----- Supplied information

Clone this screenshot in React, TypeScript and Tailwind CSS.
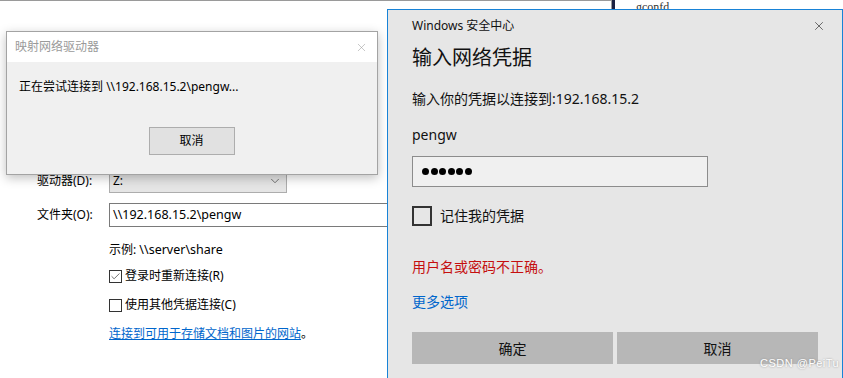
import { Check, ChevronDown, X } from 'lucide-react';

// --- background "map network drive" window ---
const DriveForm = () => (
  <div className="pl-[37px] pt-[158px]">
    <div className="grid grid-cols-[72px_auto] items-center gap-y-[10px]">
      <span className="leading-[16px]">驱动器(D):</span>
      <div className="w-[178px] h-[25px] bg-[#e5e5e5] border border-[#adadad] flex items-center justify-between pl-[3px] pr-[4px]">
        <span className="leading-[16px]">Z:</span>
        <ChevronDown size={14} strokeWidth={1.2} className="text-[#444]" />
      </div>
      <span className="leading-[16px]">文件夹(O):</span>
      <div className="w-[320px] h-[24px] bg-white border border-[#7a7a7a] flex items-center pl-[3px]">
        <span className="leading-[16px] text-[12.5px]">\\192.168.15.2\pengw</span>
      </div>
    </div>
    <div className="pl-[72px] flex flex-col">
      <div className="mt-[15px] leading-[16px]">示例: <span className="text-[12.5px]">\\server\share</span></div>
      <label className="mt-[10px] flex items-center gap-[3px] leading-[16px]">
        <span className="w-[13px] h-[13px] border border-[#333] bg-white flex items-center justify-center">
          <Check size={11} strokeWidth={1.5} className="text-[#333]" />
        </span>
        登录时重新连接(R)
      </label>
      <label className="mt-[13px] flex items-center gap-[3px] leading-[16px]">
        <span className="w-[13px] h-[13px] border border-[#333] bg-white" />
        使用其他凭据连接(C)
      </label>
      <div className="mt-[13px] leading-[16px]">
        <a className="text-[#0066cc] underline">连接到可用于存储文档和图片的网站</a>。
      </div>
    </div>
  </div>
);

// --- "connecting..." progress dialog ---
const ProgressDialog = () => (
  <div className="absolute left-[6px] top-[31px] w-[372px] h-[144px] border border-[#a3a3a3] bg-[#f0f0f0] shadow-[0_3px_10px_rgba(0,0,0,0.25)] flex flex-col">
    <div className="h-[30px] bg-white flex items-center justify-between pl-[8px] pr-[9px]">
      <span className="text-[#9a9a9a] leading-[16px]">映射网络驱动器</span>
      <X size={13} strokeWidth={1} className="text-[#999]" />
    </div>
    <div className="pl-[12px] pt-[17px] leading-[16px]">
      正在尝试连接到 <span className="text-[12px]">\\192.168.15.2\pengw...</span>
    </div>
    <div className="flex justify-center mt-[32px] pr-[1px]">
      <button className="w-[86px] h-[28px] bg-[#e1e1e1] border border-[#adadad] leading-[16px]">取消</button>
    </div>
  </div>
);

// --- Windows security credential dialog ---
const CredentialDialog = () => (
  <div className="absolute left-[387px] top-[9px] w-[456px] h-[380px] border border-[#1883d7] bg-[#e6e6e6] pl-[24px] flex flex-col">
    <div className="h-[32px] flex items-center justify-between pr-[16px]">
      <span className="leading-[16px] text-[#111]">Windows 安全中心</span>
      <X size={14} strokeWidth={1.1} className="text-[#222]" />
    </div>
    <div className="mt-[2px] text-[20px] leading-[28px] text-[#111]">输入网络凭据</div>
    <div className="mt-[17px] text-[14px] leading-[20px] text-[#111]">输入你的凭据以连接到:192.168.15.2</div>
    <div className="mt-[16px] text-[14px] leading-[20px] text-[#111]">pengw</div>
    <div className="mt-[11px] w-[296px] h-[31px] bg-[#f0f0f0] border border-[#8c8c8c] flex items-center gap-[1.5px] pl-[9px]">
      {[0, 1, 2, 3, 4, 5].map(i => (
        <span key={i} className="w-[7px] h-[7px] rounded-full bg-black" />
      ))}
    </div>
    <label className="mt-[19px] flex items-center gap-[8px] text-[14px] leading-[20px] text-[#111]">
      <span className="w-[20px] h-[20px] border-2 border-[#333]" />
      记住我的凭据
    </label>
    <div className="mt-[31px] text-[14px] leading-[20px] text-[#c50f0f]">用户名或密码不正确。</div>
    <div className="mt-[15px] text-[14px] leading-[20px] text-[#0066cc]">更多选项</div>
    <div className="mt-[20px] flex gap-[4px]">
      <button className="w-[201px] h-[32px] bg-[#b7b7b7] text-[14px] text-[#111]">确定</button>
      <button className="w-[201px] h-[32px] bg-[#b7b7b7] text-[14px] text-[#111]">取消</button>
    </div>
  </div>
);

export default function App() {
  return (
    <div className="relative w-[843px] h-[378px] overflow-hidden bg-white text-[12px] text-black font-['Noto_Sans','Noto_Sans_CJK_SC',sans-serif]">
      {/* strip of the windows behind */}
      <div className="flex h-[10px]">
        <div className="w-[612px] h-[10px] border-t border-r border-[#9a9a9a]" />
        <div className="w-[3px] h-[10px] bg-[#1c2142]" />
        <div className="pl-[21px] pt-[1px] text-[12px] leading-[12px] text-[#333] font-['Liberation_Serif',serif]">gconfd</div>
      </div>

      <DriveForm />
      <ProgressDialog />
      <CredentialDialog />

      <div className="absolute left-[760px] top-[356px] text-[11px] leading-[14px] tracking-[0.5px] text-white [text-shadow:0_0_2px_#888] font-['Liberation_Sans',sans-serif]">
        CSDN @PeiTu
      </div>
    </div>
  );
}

----------

Brief: Repeat the lines of the listing above verbatim, beginning at its first line and ending at the line containing "Check, ChevronDown, X", which is included. Omit pictures.

Exercise result:
Clone this screenshot in React, TypeScript and Tailwind CSS.
import { Check, ChevronDown, X } from 'lucide-react';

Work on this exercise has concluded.